Das hat Merkel ihrer Kollegin nie vergessen

Bereits unter der schwarz-gelben Regierung unter Helmut Kohl war sie von 1992 bis 1996 Bundesjustizministerin. Als sie aus Protest vor dem „großen Lauschangriff“ 1996 von ihrem Amt zurücktrat, brachte ihr das enormen Respekt aus der Bevölkerung. Später kassierte das Bundesverfassungsgericht die Entscheidung der Kohl-Regierung zum Einsatz des „großen Lauschangriffs“ dann sowieso wieder ein.

Leutheusser-Schnarrenberger wird auch für ihren Einsatz für Menschen- und Bürgerrechte geschätzt und genießt laut Umfragen innerhalb der Bevölkerung hohe Beliebtheitswerte. Sie gehört dem linksliberalen Flügel der FDP und dem sogenannten Freiburger Kreis an, dessen Einfluss nach Ende der sozialliberalen Koalition in den 1980ern aber zusehends zurückging. Die aus Ostwestfalen stammende Politikerin startete ihre politische Karriere 1978, als sie der FDP beitrat. 1990 zog die Juristin in den Bundestag ein und war bis 2013 ununterbrochen Mitglied der Volksvertretung.

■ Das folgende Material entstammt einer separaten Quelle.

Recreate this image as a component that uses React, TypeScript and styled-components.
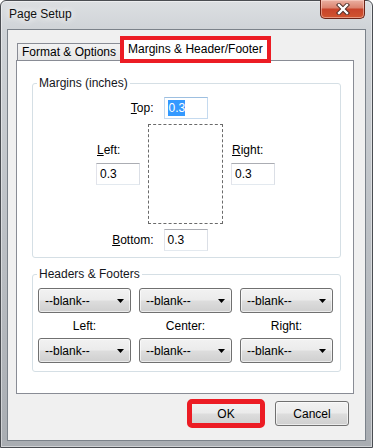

Seit 1991 gehört sie außerdem dem Bundesvorstand der FDP an. Zwischen 2000 und 2013 führte sie die Bayern-FDP.

Mit dem norwegischen Amtsinhaber Thorbjørn Jagland steht ihr eine harte Konkurrenz entgegen. Sie muss den international gut vernetzten Norweger schlagen. Das Rennen gilt als offen. Das Abstimmungsergebnis soll um 18 Uhr bekannt gegeben werden.

Die Liberale hat bis dahin noch ein Ass im Ärmel: Bundeskanzlerin Angela Merkel (CDU) unterstützt ihre Kandidatur. Als die FDP bei der Bundestagswahl von den Wählern in die Wüste geschickt wurde, machte die Kanzlerin für ihre ehemaligen liberalen Minister keinen Finger krumm. Mit einer Ausnahme: Die Kandidatur von Ex-Bundesjustizministerin Sabine Leutheusser-Schnarrenberger für den Posten des Generalsekretärs beim Europarat sieht Angela Merkel wohlwollend.

Die beiden Frauen saßen schon zu Bonner Zeiten gemeinsam im Kabinett von Helmut Kohl. Als der CDU-Kanzler in einer Sitzung die Umweltministerin Merkel einmal deutlich kritisierte, meldete sich Leutheusser zu Wort und bremste Kohl. Das habe Merkel ihrer Kollegin nie vergessen, wird in ihrem Umfeld erzählt.